Will central banks around the world follow the U.S. Federal Reserve when it finally decides to raise its benchmark federal funds rate?
Two economists at the Bank for International Settlements (BIS) posed the highly topical question in its September quarterly review and concluded there are significant global spillovers from U.S. monetary policy, both when the Fed raises rates and when it cuts rates.
However, the authors of an article in the latest edition of the highly-respected review caution against simplistic conclusions, saying non-U.S. policymakers may in fact tolerate a deprecation of their currencies’ exchange rates or short-term capital outflows when the Fed tightens, rather than exchange rate appreciations and capital inflows.
“Hence, while our results provide evidence of past spillovers, one should be cautious in applying them to predict potential future spillovers,” writes Boris Hofmann and Elod Takats, senior economists at Swiss-based BIS, known as the central bankers’ bank.
In the article, “International monetary spillovers,” Hofmann and Takats explore the recent correlation of interest rates in the United States with that in emerging market economies and smaller advanced economies even though business cycles have been at different stages.
Unlike other studies, they focus on 22 emerging market economies and eight advanced economies that are well integrated into the global financial system and on the post-2000 period – a choice that is important because global financial and economic integration is a key driver in monetary spillovers.

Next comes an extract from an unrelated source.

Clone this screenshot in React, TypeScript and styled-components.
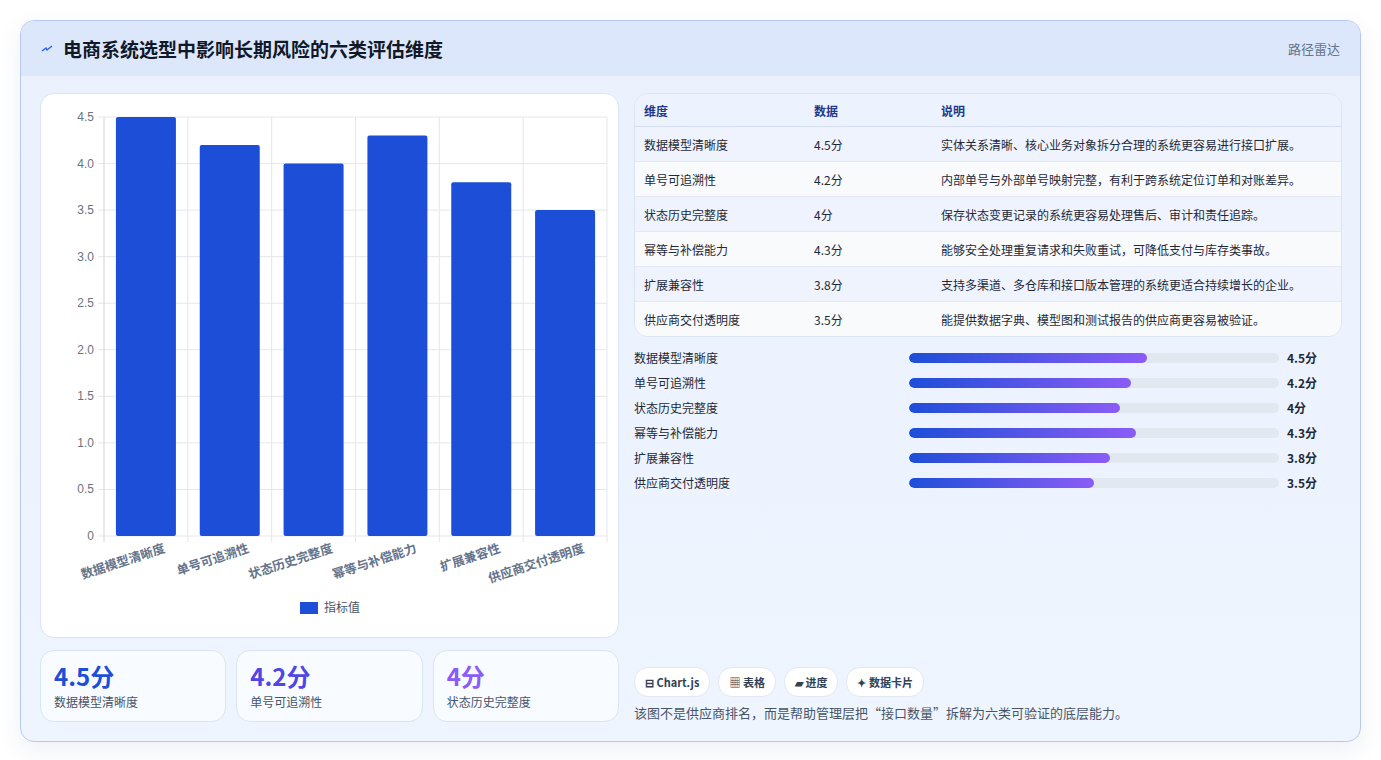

While several earlier studies have found a significant impact of U.S. rates on long-term interest rates in other countries, Hofmann and Takats also find evidence of spillovers from U.S. monetary policy on short-term and policy rates beyond what business cycles or risk factors would justify.
In addition, they also find that interest rates in the U.S. affect interest rates in other countries under both fixed and floating exchange rate regimes.
This supports a thesis by Helene Rey, who at the 2013 Jackson Hole conference presented a paper about the global financial cycle that is mainly determined by U.S. monetary policy.
Hofmann and Takats suggest that the spillover from U.S. monetary policy to other economies works through two channels.
The first channel is via investor behavior. As investors search for yield, they shift funds from low-yielding bonds in core economies to higher-yielding bonds elsewhere, pushing down those yields.
The second channel works when central banks in emerging markets and smaller advanced economies follow the U.S. to prevent the emergence of large interest rate differentials in an effort to avoid exchange rate appreciation that could result in a loss of trade competitiveness.
Alternatively, emerging market central banks may also be concerned that large interest rate differentials could induce speculative short-term capital inflows that could lead to financial instability.
“This would tie their policy rates to US policy rates, and, if market expectations then projected this linkage through the rest of the yield curve, other short- and long-term interest rates would follow,” the two authors write.